### MATERIAL:
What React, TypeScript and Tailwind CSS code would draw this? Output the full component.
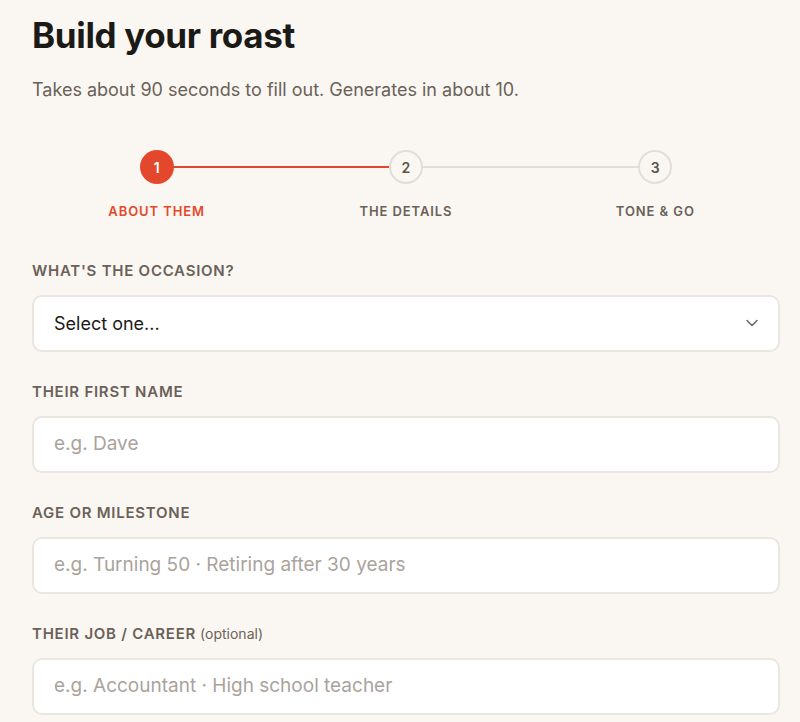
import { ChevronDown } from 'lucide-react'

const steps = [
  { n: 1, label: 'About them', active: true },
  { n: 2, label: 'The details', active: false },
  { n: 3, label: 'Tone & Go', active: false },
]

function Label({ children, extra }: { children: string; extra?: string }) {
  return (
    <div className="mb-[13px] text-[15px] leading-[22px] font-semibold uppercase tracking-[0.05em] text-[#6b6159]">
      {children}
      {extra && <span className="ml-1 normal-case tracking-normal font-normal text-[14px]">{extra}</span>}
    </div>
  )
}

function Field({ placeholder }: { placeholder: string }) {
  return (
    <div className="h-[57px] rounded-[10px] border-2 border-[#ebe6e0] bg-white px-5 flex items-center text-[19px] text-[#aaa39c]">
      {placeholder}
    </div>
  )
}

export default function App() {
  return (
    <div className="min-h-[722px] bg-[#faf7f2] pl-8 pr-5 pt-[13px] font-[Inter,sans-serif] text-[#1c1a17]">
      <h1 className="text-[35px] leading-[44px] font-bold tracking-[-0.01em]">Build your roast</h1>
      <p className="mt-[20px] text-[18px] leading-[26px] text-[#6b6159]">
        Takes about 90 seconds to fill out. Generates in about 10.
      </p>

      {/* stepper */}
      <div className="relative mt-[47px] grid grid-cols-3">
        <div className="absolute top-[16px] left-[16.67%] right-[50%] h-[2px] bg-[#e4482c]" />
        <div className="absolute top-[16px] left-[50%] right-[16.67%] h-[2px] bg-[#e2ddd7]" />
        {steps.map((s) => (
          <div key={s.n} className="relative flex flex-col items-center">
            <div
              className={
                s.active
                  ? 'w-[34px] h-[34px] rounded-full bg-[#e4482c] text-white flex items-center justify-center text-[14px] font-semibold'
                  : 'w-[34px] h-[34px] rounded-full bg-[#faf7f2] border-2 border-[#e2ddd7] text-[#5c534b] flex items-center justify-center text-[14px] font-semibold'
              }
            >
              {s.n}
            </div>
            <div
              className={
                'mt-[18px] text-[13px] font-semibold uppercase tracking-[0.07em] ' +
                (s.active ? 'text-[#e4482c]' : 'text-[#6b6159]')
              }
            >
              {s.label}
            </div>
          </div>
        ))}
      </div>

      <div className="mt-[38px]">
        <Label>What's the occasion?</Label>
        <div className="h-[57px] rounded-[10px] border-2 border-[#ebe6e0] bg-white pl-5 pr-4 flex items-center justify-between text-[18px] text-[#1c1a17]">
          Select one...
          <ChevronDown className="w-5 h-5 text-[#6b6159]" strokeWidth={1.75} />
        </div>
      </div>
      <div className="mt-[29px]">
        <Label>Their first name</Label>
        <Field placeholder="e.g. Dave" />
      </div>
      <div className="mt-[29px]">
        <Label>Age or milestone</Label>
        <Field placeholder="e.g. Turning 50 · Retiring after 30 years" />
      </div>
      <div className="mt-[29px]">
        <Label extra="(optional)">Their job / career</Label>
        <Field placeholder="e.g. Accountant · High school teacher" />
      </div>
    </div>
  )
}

### WHAT IS ASKED:
Copy the whole listing above word for word but do not carry over the pictures.

### SOLUTION TO THIS EXERCISE:
What React, TypeScript and Tailwind CSS code would draw this? Output the full component.
import { ChevronDown } from 'lucide-react'

const steps = [
  { n: 1, label: 'About them', active: true },
  { n: 2, label: 'The details', active: false },
  { n: 3, label: 'Tone & Go', active: false },
]

function Label({ children, extra }: { children: string; extra?: string }) {
  return (
    <div className="mb-[13px] text-[15px] leading-[22px] font-semibold uppercase tracking-[0.05em] text-[#6b6159]">
      {children}
      {extra && <span className="ml-1 normal-case tracking-normal font-normal text-[14px]">{extra}</span>}
    </div>
  )
}

function Field({ placeholder }: { placeholder: string }) {
  return (
    <div className="h-[57px] rounded-[10px] border-2 border-[#ebe6e0] bg-white px-5 flex items-center text-[19px] text-[#aaa39c]">
      {placeholder}
    </div>
  )
}

export default function App() {
  return (
    <div className="min-h-[722px] bg-[#faf7f2] pl-8 pr-5 pt-[13px] font-[Inter,sans-serif] text-[#1c1a17]">
      <h1 className="text-[35px] leading-[44px] font-bold tracking-[-0.01em]">Build your roast</h1>
      <p className="mt-[20px] text-[18px] leading-[26px] text-[#6b6159]">
        Takes about 90 seconds to fill out. Generates in about 10.
      </p>

      {/* stepper */}
      <div className="relative mt-[47px] grid grid-cols-3">
        <div className="absolute top-[16px] left-[16.67%] right-[50%] h-[2px] bg-[#e4482c]" />
        <div className="absolute top-[16px] left-[50%] right-[16.67%] h-[2px] bg-[#e2ddd7]" />
        {steps.map((s) => (
          <div key={s.n} className="relative flex flex-col items-center">
            <div
              className={
                s.active
                  ? 'w-[34px] h-[34px] rounded-full bg-[#e4482c] text-white flex items-center justify-center text-[14px] font-semibold'
                  : 'w-[34px] h-[34px] rounded-full bg-[#faf7f2] border-2 border-[#e2ddd7] text-[#5c534b] flex items-center justify-center text-[14px] font-semibold'
              }
            >
              {s.n}
            </div>
            <div
              className={
                'mt-[18px] text-[13px] font-semibold uppercase tracking-[0.07em] ' +
                (s.active ? 'text-[#e4482c]' : 'text-[#6b6159]')
              }
            >
              {s.label}
            </div>
          </div>
        ))}
      </div>

      <div className="mt-[38px]">
        <Label>What's the occasion?</Label>
        <div className="h-[57px] rounded-[10px] border-2 border-[#ebe6e0] bg-white pl-5 pr-4 flex items-center justify-between text-[18px] text-[#1c1a17]">
          Select one...
          <ChevronDown className="w-5 h-5 text-[#6b6159]" strokeWidth={1.75} />
        </div>
      </div>
      <div className="mt-[29px]">
        <Label>Their first name</Label>
        <Field placeholder="e.g. Dave" />
      </div>
      <div className="mt-[29px]">
        <Label>Age or milestone</Label>
        <Field placeholder="e.g. Turning 50 · Retiring after 30 years" />
      </div>
      <div className="mt-[29px]">
        <Label extra="(optional)">Their job / career</Label>
        <Field placeholder="e.g. Accountant · High school teacher" />
      </div>
    </div>
  )
}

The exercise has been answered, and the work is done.